The subject is also explored in the Lincoln Center Theater magazine devoted to Parnell’s play about two gay married couples and one straight couple, all reacting differently to obligations and temptations.
In an insightful essay, award-winning author Andrew Solomon talks about the particular pressures of being a gay father. “If my children don’t turn out perfectly,” he writes, “it will be read by some as a comment on the inadequacy of gay parenting. It will be construed as evidence that I should never have participated in this great social experiment. Gay people are not allowed to complain about their children. If my brother’s children are imperfect, that’s because of bad luck or perhaps bad parenting; if mine are, it’s because of the alternative family into which they were born.”
Nixon, the wonderful actress recently embarking on what appears to be an equally wonderful directing career, says, “It doesn’t really seem out of step when the public sees a lesbian mother. But it’s more of a stretch for people to see two men with young children.

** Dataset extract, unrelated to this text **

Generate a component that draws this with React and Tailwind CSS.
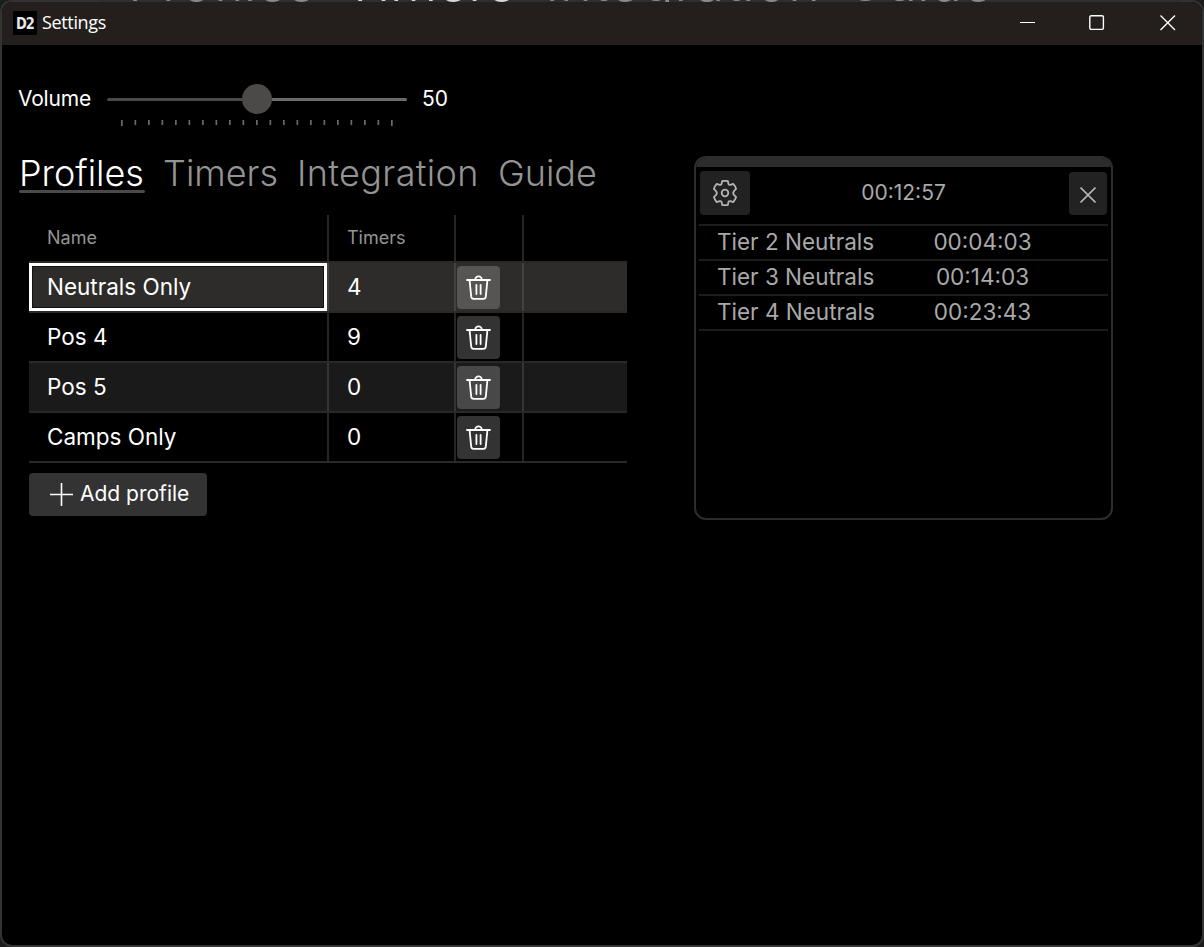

“A lot of heterosexual people were raised expecting to be married for life and have children.” But the debate now for gays, she says, includes “ ‘Can we do this? Let’s do this! Do we want to do this?’ These are brand new options.”
While I have her, I need to ask if the country’s new attitudes about gender fluidity have anything to do with the increasing popularity of all-women productions of Shakespeare — including Phyllida Lloyd’s riveting “Julius Caesar” in 2013 and now “Henry IV,” both at St. Ann’s Warehouse in Brooklyn.
As Nixon says, “People don’t have to be either/or these days. They can really be on the spectrum.” On the other hand, the actress in her says, “Frankly, women are looking around and asking ‘How come guys get 100 parts and I get four? Why don’t we take some of those for ourselves?’ Great actresses need great parts.”
So here we are, mixing up the genders in ways Shakespeare and even recent generation and fans of Bruce Jenner had never dreamed. This is theatrical, onstage and off.